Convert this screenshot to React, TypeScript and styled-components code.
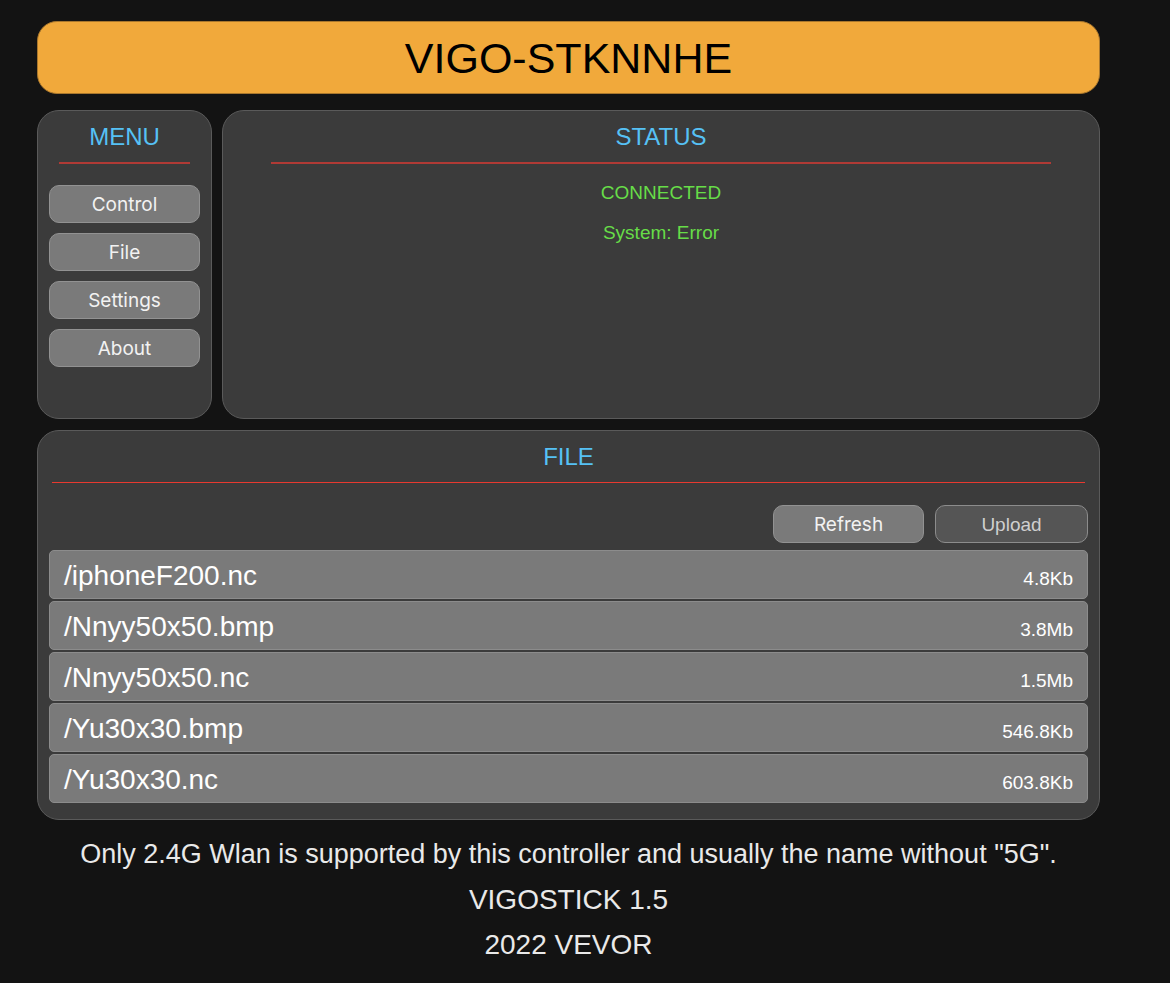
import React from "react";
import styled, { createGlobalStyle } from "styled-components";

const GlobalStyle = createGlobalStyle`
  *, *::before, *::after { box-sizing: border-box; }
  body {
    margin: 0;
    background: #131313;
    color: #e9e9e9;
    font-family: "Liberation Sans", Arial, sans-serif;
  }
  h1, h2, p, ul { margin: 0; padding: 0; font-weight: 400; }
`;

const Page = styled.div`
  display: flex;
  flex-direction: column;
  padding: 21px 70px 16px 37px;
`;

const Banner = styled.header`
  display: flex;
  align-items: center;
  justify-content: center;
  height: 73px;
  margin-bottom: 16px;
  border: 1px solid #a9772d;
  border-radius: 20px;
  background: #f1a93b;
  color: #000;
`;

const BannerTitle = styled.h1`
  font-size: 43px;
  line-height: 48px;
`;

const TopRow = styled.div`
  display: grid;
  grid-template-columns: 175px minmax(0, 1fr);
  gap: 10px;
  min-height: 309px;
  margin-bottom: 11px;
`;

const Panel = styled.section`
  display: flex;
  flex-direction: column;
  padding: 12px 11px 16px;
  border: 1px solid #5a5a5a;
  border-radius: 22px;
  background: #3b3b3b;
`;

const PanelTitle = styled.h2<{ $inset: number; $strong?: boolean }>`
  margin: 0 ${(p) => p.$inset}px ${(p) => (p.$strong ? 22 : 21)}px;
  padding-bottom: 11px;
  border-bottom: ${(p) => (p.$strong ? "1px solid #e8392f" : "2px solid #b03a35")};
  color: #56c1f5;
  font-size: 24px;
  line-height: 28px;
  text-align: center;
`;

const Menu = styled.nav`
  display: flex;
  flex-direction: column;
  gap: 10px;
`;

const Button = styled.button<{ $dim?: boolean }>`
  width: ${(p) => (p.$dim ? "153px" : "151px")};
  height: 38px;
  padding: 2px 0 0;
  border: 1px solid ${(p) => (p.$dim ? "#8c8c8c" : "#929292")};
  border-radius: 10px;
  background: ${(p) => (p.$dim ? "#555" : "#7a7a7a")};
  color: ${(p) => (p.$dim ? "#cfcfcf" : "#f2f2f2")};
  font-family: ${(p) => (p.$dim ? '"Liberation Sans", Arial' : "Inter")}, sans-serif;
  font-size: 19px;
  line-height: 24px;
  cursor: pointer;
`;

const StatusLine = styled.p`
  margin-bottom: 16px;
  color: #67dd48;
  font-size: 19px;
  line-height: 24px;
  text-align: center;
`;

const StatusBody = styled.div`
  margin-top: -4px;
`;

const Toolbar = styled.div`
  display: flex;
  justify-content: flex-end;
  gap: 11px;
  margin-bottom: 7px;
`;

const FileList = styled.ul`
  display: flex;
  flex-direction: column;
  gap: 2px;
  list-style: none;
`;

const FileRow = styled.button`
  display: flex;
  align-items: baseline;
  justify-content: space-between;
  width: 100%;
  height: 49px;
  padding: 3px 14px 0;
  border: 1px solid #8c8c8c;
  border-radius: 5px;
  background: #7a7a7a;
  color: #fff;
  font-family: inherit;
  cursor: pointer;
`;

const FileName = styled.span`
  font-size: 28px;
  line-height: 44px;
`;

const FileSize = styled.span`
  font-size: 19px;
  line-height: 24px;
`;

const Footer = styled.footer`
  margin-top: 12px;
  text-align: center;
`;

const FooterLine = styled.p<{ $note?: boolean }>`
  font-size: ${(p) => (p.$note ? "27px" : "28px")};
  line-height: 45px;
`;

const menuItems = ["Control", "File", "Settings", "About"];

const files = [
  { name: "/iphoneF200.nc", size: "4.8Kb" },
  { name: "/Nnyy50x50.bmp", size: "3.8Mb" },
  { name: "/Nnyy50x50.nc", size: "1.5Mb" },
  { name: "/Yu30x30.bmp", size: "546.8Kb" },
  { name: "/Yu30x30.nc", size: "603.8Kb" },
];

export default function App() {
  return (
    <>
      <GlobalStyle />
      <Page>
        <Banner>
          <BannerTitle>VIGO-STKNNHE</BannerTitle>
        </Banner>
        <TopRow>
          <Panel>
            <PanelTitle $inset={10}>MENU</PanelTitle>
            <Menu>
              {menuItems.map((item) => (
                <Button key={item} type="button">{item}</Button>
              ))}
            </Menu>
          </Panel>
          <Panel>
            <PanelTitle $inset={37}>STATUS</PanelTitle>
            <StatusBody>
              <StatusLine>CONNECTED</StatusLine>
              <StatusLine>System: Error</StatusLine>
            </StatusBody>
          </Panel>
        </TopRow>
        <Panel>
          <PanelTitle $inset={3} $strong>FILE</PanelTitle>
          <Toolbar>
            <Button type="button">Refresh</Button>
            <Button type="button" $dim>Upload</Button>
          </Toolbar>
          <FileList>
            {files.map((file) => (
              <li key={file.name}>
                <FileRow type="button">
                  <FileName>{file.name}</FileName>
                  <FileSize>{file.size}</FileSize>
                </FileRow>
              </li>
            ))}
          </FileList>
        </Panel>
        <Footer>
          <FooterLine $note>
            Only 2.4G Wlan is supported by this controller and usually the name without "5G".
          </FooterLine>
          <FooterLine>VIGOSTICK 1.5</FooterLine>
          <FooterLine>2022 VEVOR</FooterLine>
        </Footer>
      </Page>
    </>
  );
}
════════
EXERCISE INSTRUCTIONS
Copy every line of the data exactly as written, excluding the pictures.

RESPONSE FOR THIS EXERCISE
Convert this screenshot to React, TypeScript and styled-components code.
import React from "react";
import styled, { createGlobalStyle } from "styled-components";

const GlobalStyle = createGlobalStyle`
  *, *::before, *::after { box-sizing: border-box; }
  body {
    margin: 0;
    background: #131313;
    color: #e9e9e9;
    font-family: "Liberation Sans", Arial, sans-serif;
  }
  h1, h2, p, ul { margin: 0; padding: 0; font-weight: 400; }
`;

const Page = styled.div`
  display: flex;
  flex-direction: column;
  padding: 21px 70px 16px 37px;
`;

const Banner = styled.header`
  display: flex;
  align-items: center;
  justify-content: center;
  height: 73px;
  margin-bottom: 16px;
  border: 1px solid #a9772d;
  border-radius: 20px;
  background: #f1a93b;
  color: #000;
`;

const BannerTitle = styled.h1`
  font-size: 43px;
  line-height: 48px;
`;

const TopRow = styled.div`
  display: grid;
  grid-template-columns: 175px minmax(0, 1fr);
  gap: 10px;
  min-height: 309px;
  margin-bottom: 11px;
`;

const Panel = styled.section`
  display: flex;
  flex-direction: column;
  padding: 12px 11px 16px;
  border: 1px solid #5a5a5a;
  border-radius: 22px;
  background: #3b3b3b;
`;

const PanelTitle = styled.h2<{ $inset: number; $strong?: boolean }>`
  margin: 0 ${(p) => p.$inset}px ${(p) => (p.$strong ? 22 : 21)}px;
  padding-bottom: 11px;
  border-bottom: ${(p) => (p.$strong ? "1px solid #e8392f" : "2px solid #b03a35")};
  color: #56c1f5;
  font-size: 24px;
  line-height: 28px;
  text-align: center;
`;

const Menu = styled.nav`
  display: flex;
  flex-direction: column;
  gap: 10px;
`;

const Button = styled.button<{ $dim?: boolean }>`
  width: ${(p) => (p.$dim ? "153px" : "151px")};
  height: 38px;
  padding: 2px 0 0;
  border: 1px solid ${(p) => (p.$dim ? "#8c8c8c" : "#929292")};
  border-radius: 10px;
  background: ${(p) => (p.$dim ? "#555" : "#7a7a7a")};
  color: ${(p) => (p.$dim ? "#cfcfcf" : "#f2f2f2")};
  font-family: ${(p) => (p.$dim ? '"Liberation Sans", Arial' : "Inter")}, sans-serif;
  font-size: 19px;
  line-height: 24px;
  cursor: pointer;
`;

const StatusLine = styled.p`
  margin-bottom: 16px;
  color: #67dd48;
  font-size: 19px;
  line-height: 24px;
  text-align: center;
`;

const StatusBody = styled.div`
  margin-top: -4px;
`;

const Toolbar = styled.div`
  display: flex;
  justify-content: flex-end;
  gap: 11px;
  margin-bottom: 7px;
`;

const FileList = styled.ul`
  display: flex;
  flex-direction: column;
  gap: 2px;
  list-style: none;
`;

const FileRow = styled.button`
  display: flex;
  align-items: baseline;
  justify-content: space-between;
  width: 100%;
  height: 49px;
  padding: 3px 14px 0;
  border: 1px solid #8c8c8c;
  border-radius: 5px;
  background: #7a7a7a;
  color: #fff;
  font-family: inherit;
  cursor: pointer;
`;

const FileName = styled.span`
  font-size: 28px;
  line-height: 44px;
`;

const FileSize = styled.span`
  font-size: 19px;
  line-height: 24px;
`;

const Footer = styled.footer`
  margin-top: 12px;
  text-align: center;
`;

const FooterLine = styled.p<{ $note?: boolean }>`
  font-size: ${(p) => (p.$note ? "27px" : "28px")};
  line-height: 45px;
`;

const menuItems = ["Control", "File", "Settings", "About"];

const files = [
  { name: "/iphoneF200.nc", size: "4.8Kb" },
  { name: "/Nnyy50x50.bmp", size: "3.8Mb" },
  { name: "/Nnyy50x50.nc", size: "1.5Mb" },
  { name: "/Yu30x30.bmp", size: "546.8Kb" },
  { name: "/Yu30x30.nc", size: "603.8Kb" },
];

export default function App() {
  return (
    <>
      <GlobalStyle />
      <Page>
        <Banner>
          <BannerTitle>VIGO-STKNNHE</BannerTitle>
        </Banner>
        <TopRow>
          <Panel>
            <PanelTitle $inset={10}>MENU</PanelTitle>
            <Menu>
              {menuItems.map((item) => (
                <Button key={item} type="button">{item}</Button>
              ))}
            </Menu>
          </Panel>
          <Panel>
            <PanelTitle $inset={37}>STATUS</PanelTitle>
            <StatusBody>
              <StatusLine>CONNECTED</StatusLine>
              <StatusLine>System: Error</StatusLine>
            </StatusBody>
          </Panel>
        </TopRow>
        <Panel>
          <PanelTitle $inset={3} $strong>FILE</PanelTitle>
          <Toolbar>
            <Button type="button">Refresh</Button>
            <Button type="button" $dim>Upload</Button>
          </Toolbar>
          <FileList>
            {files.map((file) => (
              <li key={file.name}>
                <FileRow type="button">
                  <FileName>{file.name}</FileName>
                  <FileSize>{file.size}</FileSize>
                </FileRow>
              </li>
            ))}
          </FileList>
        </Panel>
        <Footer>
          <FooterLine $note>
            Only 2.4G Wlan is supported by this controller and usually the name without "5G".
          </FooterLine>
          <FooterLine>VIGOSTICK 1.5</FooterLine>
          <FooterLine>2022 VEVOR</FooterLine>
        </Footer>
      </Page>
    </>
  );
}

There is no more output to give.